- _TASK BRIEF_:
Copy out the listing that follows exactly, dropping every picture.

## Begin

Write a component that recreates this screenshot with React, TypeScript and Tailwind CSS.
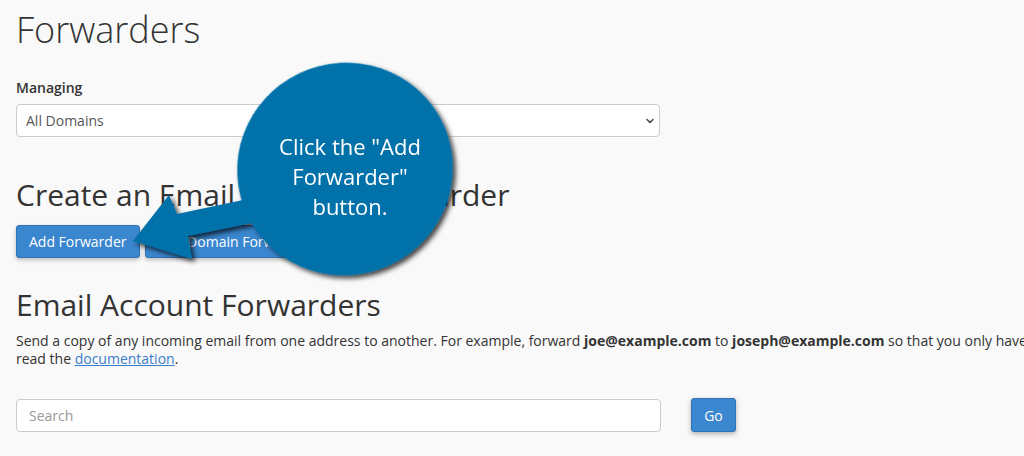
import { ChevronDown } from "lucide-react";

const font = { fontFamily: '"Open Sans", "Noto Sans", sans-serif' };

export default function App() {
  return (
    <div
      className="relative h-[456px] w-[1024px] overflow-hidden bg-[#f9f9f9] text-[#333]"
      style={font}
    >
      <div className="w-[1400px] px-4">
        <h1 className="pt-[6px] text-[36px] font-light leading-[48px] text-[#333]">Forwarders</h1>

        {/* Managing */}
        <div className="mt-[24px]">
          <label className="block text-[14px] font-semibold leading-[20px]">Managing</label>
          <div className="mt-[6px] flex h-[33px] w-[644px] items-center justify-between rounded-[4px] border border-[#ccc] bg-white pl-[9px] pr-[3px] text-[14px] text-[#555]">
            <span>All Domains</span>
            <ChevronDown size={12} strokeWidth={3} className="text-[#444]" />
          </div>
        </div>

        {/* Create */}
        <h2 className="mt-[40px] text-[30px] font-normal leading-[36px]">
          Create an Email Account Forwarder
        </h2>
        <div className="mt-[12px] flex gap-[5px]">
          <button className="h-[33px] rounded-[3px] border border-[#2f73b5] bg-[#3a87cf] px-[12px] text-[14px] text-white shadow-[0_2px_4px_rgba(0,0,0,0.25)]">
            Add Forwarder
          </button>
          <button className="h-[33px] rounded-[3px] border border-[#2f73b5] bg-[#3a87cf] px-[12px] text-[14px] text-white shadow-[0_2px_4px_rgba(0,0,0,0.25)]">
            Add Domain Forwarder
          </button>
        </div>

        {/* Email Account Forwarders */}
        <h2 className="mt-[27px] text-[30px] font-normal leading-[40px]">Email Account Forwarders</h2>
        <p className="mt-[7px] text-[14px] leading-[18px]">
          Send a copy of any incoming email from one address to another. For example, forward{" "}
          <b>joe@example.com</b> to <b>joseph@example.com</b> so that you only have to check one
          account. For more information,
          <br />
          read the{" "}
          <a href="#" className="text-[#3a7fc8] underline">
            documentation
          </a>
          .
        </p>

        <div className="mt-[30px] flex items-center gap-[30px]">
          <input
            placeholder="Search"
            className="h-[33px] w-[645px] rounded-[4px] border border-[#ccc] bg-white px-[12px] text-[14px] text-[#555] placeholder:text-[#999] outline-none"
          />
          <button className="h-[34px] w-[45px] rounded-[3px] border border-[#2f73b5] bg-[#3a87cf] text-[14px] text-white shadow-[0_2px_5px_rgba(0,0,0,0.3)]">
            Go
          </button>
        </div>
      </div>

      {/* Callout overlay */}
      <svg className="pointer-events-none absolute left-0 top-0" width="1024" height="456">
        <defs>
          <filter id="sh" x="-20%" y="-20%" width="140%" height="140%">
            <feDropShadow dx="3" dy="3" stdDeviation="2.5" floodColor="#000" floodOpacity="0.75" />
          </filter>
        </defs>
        <g filter="url(#sh)" fill="#0071a9">
          <polygon points="133,241 169,195 177,214 262,196 272,219 188,236 192,259" />
          <ellipse cx="345" cy="169" rx="108" ry="106" transform="rotate(-20 345 169)" />
        </g>
      </svg>
      <div className="pointer-events-none absolute left-[250px] top-[131px] w-[200px] text-center text-[22px] leading-[30px] text-white">
        Click the "Add
        <br />
        Forwarder"
        <br />
        button.
      </div>
    </div>
  );
}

## End

- _RESPONSE TO THE EXERCISE_:
Write a component that recreates this screenshot with React, TypeScript and Tailwind CSS.
import { ChevronDown } from "lucide-react";

const font = { fontFamily: '"Open Sans", "Noto Sans", sans-serif' };

export default function App() {
  return (
    <div
      className="relative h-[456px] w-[1024px] overflow-hidden bg-[#f9f9f9] text-[#333]"
      style={font}
    >
      <div className="w-[1400px] px-4">
        <h1 className="pt-[6px] text-[36px] font-light leading-[48px] text-[#333]">Forwarders</h1>

        {/* Managing */}
        <div className="mt-[24px]">
          <label className="block text-[14px] font-semibold leading-[20px]">Managing</label>
          <div className="mt-[6px] flex h-[33px] w-[644px] items-center justify-between rounded-[4px] border border-[#ccc] bg-white pl-[9px] pr-[3px] text-[14px] text-[#555]">
            <span>All Domains</span>
            <ChevronDown size={12} strokeWidth={3} className="text-[#444]" />
          </div>
        </div>

        {/* Create */}
        <h2 className="mt-[40px] text-[30px] font-normal leading-[36px]">
          Create an Email Account Forwarder
        </h2>
        <div className="mt-[12px] flex gap-[5px]">
          <button className="h-[33px] rounded-[3px] border border-[#2f73b5] bg-[#3a87cf] px-[12px] text-[14px] text-white shadow-[0_2px_4px_rgba(0,0,0,0.25)]">
            Add Forwarder
          </button>
          <button className="h-[33px] rounded-[3px] border border-[#2f73b5] bg-[#3a87cf] px-[12px] text-[14px] text-white shadow-[0_2px_4px_rgba(0,0,0,0.25)]">
            Add Domain Forwarder
          </button>
        </div>

        {/* Email Account Forwarders */}
        <h2 className="mt-[27px] text-[30px] font-normal leading-[40px]">Email Account Forwarders</h2>
        <p className="mt-[7px] text-[14px] leading-[18px]">
          Send a copy of any incoming email from one address to another. For example, forward{" "}
          <b>joe@example.com</b> to <b>joseph@example.com</b> so that you only have to check one
          account. For more information,
          <br />
          read the{" "}
          <a href="#" className="text-[#3a7fc8] underline">
            documentation
          </a>
          .
        </p>

        <div className="mt-[30px] flex items-center gap-[30px]">
          <input
            placeholder="Search"
            className="h-[33px] w-[645px] rounded-[4px] border border-[#ccc] bg-white px-[12px] text-[14px] text-[#555] placeholder:text-[#999] outline-none"
          />
          <button className="h-[34px] w-[45px] rounded-[3px] border border-[#2f73b5] bg-[#3a87cf] text-[14px] text-white shadow-[0_2px_5px_rgba(0,0,0,0.3)]">
            Go
          </button>
        </div>
      </div>

      {/* Callout overlay */}
      <svg className="pointer-events-none absolute left-0 top-0" width="1024" height="456">
        <defs>
          <filter id="sh" x="-20%" y="-20%" width="140%" height="140%">
            <feDropShadow dx="3" dy="3" stdDeviation="2.5" floodColor="#000" floodOpacity="0.75" />
          </filter>
        </defs>
        <g filter="url(#sh)" fill="#0071a9">
          <polygon points="133,241 169,195 177,214 262,196 272,219 188,236 192,259" />
          <ellipse cx="345" cy="169" rx="108" ry="106" transform="rotate(-20 345 169)" />
        </g>
      </svg>
      <div className="pointer-events-none absolute left-[250px] top-[131px] w-[200px] text-center text-[22px] leading-[30px] text-white">
        Click the "Add
        <br />
        Forwarder"
        <br />
        button.
      </div>
    </div>
  );
}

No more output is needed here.